● **WHAT IS BEING ASKED**:
Your task is to quote the material that follows, in full and exactly.

● **GIVEN INFORMATION**:
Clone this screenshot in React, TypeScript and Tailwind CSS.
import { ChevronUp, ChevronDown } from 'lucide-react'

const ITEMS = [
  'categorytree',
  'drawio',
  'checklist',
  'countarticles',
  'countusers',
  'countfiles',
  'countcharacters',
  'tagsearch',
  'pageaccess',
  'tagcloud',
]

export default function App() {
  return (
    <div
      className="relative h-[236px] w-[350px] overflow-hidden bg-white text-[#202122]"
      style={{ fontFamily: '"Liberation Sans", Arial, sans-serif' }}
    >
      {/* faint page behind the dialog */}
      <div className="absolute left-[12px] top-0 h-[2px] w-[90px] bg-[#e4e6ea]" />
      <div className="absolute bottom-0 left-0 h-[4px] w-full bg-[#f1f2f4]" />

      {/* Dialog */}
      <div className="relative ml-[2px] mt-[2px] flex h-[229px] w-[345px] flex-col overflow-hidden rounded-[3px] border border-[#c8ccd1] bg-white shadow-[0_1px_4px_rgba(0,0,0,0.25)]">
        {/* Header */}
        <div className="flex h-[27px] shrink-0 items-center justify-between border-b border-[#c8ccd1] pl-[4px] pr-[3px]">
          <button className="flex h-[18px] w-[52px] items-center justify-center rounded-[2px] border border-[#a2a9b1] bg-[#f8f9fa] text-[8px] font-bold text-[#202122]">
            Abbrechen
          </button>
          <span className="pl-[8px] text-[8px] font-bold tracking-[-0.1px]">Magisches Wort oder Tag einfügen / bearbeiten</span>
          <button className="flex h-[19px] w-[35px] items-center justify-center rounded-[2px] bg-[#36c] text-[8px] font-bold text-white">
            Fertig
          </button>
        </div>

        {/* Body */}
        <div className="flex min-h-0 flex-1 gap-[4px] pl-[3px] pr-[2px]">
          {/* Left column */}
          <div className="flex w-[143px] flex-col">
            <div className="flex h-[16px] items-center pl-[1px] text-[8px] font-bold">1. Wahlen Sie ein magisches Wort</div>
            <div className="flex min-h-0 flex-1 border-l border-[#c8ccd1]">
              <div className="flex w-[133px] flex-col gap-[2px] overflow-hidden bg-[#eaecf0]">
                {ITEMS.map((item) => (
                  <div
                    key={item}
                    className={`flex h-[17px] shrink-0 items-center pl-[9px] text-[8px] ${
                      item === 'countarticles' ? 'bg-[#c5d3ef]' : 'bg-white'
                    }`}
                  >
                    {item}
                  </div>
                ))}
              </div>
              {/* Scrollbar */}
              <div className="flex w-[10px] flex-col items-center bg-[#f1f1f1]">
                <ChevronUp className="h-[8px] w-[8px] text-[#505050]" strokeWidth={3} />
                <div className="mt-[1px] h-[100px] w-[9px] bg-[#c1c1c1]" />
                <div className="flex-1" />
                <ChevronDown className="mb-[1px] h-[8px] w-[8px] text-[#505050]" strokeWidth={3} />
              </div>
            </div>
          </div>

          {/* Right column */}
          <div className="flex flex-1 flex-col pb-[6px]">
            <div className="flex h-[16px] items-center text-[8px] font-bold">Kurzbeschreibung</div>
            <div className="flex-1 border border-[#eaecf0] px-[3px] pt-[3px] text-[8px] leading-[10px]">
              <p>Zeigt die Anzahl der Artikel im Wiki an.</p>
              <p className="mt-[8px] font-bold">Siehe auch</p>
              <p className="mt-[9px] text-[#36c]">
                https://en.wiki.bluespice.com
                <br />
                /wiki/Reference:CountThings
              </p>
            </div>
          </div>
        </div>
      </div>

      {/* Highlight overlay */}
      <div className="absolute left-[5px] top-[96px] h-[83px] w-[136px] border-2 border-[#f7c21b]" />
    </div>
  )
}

● **RIGHT ANSWER**:
Clone this screenshot in React, TypeScript and Tailwind CSS.
import { ChevronUp, ChevronDown } from 'lucide-react'

const ITEMS = [
  'categorytree',
  'drawio',
  'checklist',
  'countarticles',
  'countusers',
  'countfiles',
  'countcharacters',
  'tagsearch',
  'pageaccess',
  'tagcloud',
]

export default function App() {
  return (
    <div
      className="relative h-[236px] w-[350px] overflow-hidden bg-white text-[#202122]"
      style={{ fontFamily: '"Liberation Sans", Arial, sans-serif' }}
    >
      {/* faint page behind the dialog */}
      <div className="absolute left-[12px] top-0 h-[2px] w-[90px] bg-[#e4e6ea]" />
      <div className="absolute bottom-0 left-0 h-[4px] w-full bg-[#f1f2f4]" />

      {/* Dialog */}
      <div className="relative ml-[2px] mt-[2px] flex h-[229px] w-[345px] flex-col overflow-hidden rounded-[3px] border border-[#c8ccd1] bg-white shadow-[0_1px_4px_rgba(0,0,0,0.25)]">
        {/* Header */}
        <div className="flex h-[27px] shrink-0 items-center justify-between border-b border-[#c8ccd1] pl-[4px] pr-[3px]">
          <button className="flex h-[18px] w-[52px] items-center justify-center rounded-[2px] border border-[#a2a9b1] bg-[#f8f9fa] text-[8px] font-bold text-[#202122]">
            Abbrechen
          </button>
          <span className="pl-[8px] text-[8px] font-bold tracking-[-0.1px]">Magisches Wort oder Tag einfügen / bearbeiten</span>
          <button className="flex h-[19px] w-[35px] items-center justify-center rounded-[2px] bg-[#36c] text-[8px] font-bold text-white">
            Fertig
          </button>
        </div>

        {/* Body */}
        <div className="flex min-h-0 flex-1 gap-[4px] pl-[3px] pr-[2px]">
          {/* Left column */}
          <div className="flex w-[143px] flex-col">
            <div className="flex h-[16px] items-center pl-[1px] text-[8px] font-bold">1. Wahlen Sie ein magisches Wort</div>
            <div className="flex min-h-0 flex-1 border-l border-[#c8ccd1]">
              <div className="flex w-[133px] flex-col gap-[2px] overflow-hidden bg-[#eaecf0]">
                {ITEMS.map((item) => (
                  <div
                    key={item}
                    className={`flex h-[17px] shrink-0 items-center pl-[9px] text-[8px] ${
                      item === 'countarticles' ? 'bg-[#c5d3ef]' : 'bg-white'
                    }`}
                  >
                    {item}
                  </div>
                ))}
              </div>
              {/* Scrollbar */}
              <div className="flex w-[10px] flex-col items-center bg-[#f1f1f1]">
                <ChevronUp className="h-[8px] w-[8px] text-[#505050]" strokeWidth={3} />
                <div className="mt-[1px] h-[100px] w-[9px] bg-[#c1c1c1]" />
                <div className="flex-1" />
                <ChevronDown className="mb-[1px] h-[8px] w-[8px] text-[#505050]" strokeWidth={3} />
              </div>
            </div>
          </div>

          {/* Right column */}
          <div className="flex flex-1 flex-col pb-[6px]">
            <div className="flex h-[16px] items-center text-[8px] font-bold">Kurzbeschreibung</div>
            <div className="flex-1 border border-[#eaecf0] px-[3px] pt-[3px] text-[8px] leading-[10px]">
              <p>Zeigt die Anzahl der Artikel im Wiki an.</p>
              <p className="mt-[8px] font-bold">Siehe auch</p>
              <p className="mt-[9px] text-[#36c]">
                https://en.wiki.bluespice.com
                <br />
                /wiki/Reference:CountThings
              </p>
            </div>
          </div>
        </div>
      </div>

      {/* Highlight overlay */}
      <div className="absolute left-[5px] top-[96px] h-[83px] w-[136px] border-2 border-[#f7c21b]" />
    </div>
  )
}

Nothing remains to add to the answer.